Directly opposite, was the path clearly signed Hutton Roof.

This was our route that after 1.3 miles would, skirting the north wide of Hutton Roof Crags, bring us to the village of Hutton Roof. In contrast to the south of England, we have had plenty of rain, which was reflected in the muddy path seen here below the trees bare of their foliage.

As we walked on the trees gave way and Allen piped up, "there is a fine view behind to Newbiggin Crags, and the path we walked round the east side can be clearly seen."

After a while the path began to descend more steeply, passing through crags by means of Blasterfoot Gap, beyond which we could finally see our objective Hutton Roof.

Raising his eyes to the skyline, Tetley called out, "that's Ingleborough."

"How right you are lad", replied Dad, snapping off a shot.

As we continued the descent, Little Eric suddenly called out, "just look at that large boulder seemingly balanced above the village."

This massive block of limestone is called Hanging Scar, and is described by Wainwright in his book Westmorland Heritage."This is a splendid example of a 'perched' limestone boulder and it is the biggest of its kind in the county"

Another fact about Hutton Roof, is that the Thirlmere Aqueduct that carries water from Thirlmere to Manchester, passes through here, and during the construction navvies lived in the village.

Dad strolled along the street, then we took the signed path right and followed this over pastures by Park Wood and then on through Hutton Roof Park. At one point we crossed a stile overshadowed by a group of trees, which we thought made a nice picture.

Finally we reached the road, gaining access via this substantial solid wooden kissing gate.

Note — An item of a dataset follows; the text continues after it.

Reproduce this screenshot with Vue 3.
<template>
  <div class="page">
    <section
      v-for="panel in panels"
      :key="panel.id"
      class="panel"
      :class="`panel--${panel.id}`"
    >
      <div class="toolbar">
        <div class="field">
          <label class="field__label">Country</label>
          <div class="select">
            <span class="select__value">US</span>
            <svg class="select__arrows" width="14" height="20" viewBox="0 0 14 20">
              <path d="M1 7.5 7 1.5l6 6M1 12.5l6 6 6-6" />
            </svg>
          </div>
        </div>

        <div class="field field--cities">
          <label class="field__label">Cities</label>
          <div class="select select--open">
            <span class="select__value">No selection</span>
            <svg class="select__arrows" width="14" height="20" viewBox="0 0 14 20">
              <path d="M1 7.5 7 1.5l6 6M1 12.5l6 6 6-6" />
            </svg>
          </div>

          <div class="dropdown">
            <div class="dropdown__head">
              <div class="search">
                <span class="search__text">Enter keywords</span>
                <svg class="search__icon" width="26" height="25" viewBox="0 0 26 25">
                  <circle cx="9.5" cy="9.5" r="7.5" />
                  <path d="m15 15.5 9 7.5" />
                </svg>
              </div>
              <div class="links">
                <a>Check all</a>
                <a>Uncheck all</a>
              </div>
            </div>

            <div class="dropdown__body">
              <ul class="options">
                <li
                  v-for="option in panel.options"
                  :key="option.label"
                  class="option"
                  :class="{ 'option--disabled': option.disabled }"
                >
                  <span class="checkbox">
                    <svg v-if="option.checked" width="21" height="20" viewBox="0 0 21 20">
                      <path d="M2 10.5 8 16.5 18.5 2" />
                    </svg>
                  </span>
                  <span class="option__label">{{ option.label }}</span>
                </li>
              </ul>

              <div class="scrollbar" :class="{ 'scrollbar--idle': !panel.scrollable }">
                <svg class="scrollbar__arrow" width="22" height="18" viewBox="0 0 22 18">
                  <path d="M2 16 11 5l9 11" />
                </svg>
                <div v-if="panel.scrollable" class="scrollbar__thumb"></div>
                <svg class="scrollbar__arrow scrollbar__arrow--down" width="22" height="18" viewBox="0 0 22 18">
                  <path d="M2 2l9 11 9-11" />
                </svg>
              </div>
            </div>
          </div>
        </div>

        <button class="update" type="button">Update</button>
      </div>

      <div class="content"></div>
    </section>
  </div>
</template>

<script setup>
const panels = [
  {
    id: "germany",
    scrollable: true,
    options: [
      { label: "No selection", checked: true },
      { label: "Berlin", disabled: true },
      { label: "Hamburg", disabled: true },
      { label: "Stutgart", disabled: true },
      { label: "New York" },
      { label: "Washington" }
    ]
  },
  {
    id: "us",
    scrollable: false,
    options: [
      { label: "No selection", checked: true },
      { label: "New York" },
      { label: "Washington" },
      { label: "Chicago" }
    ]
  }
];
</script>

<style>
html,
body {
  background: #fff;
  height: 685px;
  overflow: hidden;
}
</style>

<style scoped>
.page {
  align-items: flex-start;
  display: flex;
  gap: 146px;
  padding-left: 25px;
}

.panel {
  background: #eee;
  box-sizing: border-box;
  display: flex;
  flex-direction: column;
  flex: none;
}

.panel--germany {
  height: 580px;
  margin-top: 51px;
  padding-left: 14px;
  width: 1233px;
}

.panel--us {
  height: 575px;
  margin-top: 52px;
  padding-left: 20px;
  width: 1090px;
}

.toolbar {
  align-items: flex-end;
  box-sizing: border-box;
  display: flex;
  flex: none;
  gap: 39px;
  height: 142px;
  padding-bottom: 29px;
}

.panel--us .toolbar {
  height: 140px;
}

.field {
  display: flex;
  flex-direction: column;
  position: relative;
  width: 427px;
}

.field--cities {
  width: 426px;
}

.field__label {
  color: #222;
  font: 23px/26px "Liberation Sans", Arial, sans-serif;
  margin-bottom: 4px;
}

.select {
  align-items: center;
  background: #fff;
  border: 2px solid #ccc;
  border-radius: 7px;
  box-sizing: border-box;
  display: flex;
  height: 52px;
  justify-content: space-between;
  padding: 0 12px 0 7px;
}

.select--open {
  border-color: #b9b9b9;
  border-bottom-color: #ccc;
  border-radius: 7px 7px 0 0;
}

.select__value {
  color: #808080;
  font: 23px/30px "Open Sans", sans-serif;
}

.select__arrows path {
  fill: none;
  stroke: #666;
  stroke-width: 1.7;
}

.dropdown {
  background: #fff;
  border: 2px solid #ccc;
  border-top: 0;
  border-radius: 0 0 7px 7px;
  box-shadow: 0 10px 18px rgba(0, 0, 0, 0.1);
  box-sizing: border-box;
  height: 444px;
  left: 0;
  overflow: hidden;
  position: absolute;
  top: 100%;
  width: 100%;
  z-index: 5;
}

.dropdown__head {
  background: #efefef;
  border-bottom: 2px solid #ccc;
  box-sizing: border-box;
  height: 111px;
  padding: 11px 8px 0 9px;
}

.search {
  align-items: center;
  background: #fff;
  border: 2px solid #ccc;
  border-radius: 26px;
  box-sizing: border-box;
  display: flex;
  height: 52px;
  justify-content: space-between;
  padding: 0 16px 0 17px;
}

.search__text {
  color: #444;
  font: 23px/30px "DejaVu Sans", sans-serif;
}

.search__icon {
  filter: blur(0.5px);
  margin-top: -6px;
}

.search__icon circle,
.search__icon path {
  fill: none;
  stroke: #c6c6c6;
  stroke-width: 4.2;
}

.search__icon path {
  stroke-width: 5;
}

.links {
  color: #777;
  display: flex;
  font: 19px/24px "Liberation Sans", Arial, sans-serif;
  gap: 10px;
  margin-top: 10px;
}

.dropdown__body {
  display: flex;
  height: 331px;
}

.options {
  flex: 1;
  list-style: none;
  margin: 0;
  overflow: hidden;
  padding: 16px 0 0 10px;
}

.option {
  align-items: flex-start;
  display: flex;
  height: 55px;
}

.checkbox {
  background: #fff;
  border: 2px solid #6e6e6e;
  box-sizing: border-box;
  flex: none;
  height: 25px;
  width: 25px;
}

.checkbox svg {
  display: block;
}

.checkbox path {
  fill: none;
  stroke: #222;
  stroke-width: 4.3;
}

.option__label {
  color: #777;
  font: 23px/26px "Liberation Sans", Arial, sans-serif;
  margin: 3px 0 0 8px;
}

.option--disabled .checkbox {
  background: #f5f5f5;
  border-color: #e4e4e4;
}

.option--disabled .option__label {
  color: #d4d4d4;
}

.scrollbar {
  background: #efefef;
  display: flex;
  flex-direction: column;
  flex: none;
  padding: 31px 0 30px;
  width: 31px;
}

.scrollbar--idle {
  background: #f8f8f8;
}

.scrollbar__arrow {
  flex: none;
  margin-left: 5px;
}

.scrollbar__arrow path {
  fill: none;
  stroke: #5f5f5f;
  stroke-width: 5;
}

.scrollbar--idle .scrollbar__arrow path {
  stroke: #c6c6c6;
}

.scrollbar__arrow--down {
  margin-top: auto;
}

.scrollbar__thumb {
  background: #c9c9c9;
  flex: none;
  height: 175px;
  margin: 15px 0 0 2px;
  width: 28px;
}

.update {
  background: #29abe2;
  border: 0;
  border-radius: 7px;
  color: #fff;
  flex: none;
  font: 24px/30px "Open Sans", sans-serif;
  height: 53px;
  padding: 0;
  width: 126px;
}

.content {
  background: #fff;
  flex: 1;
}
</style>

Now turning right it was just a half mile or so back to the start. Nice day, and after Dad's lay off, we are now getting our 2012 walks well underway.

"I suppose it's cafe time now, Dad", said Tetley laughingly.

"How did you guess", replied Dad innocently.

For this he went to the nearby Greenlands farm village, where he had a tasty lamb burger with a large bowl of chips and if course a pot of tea.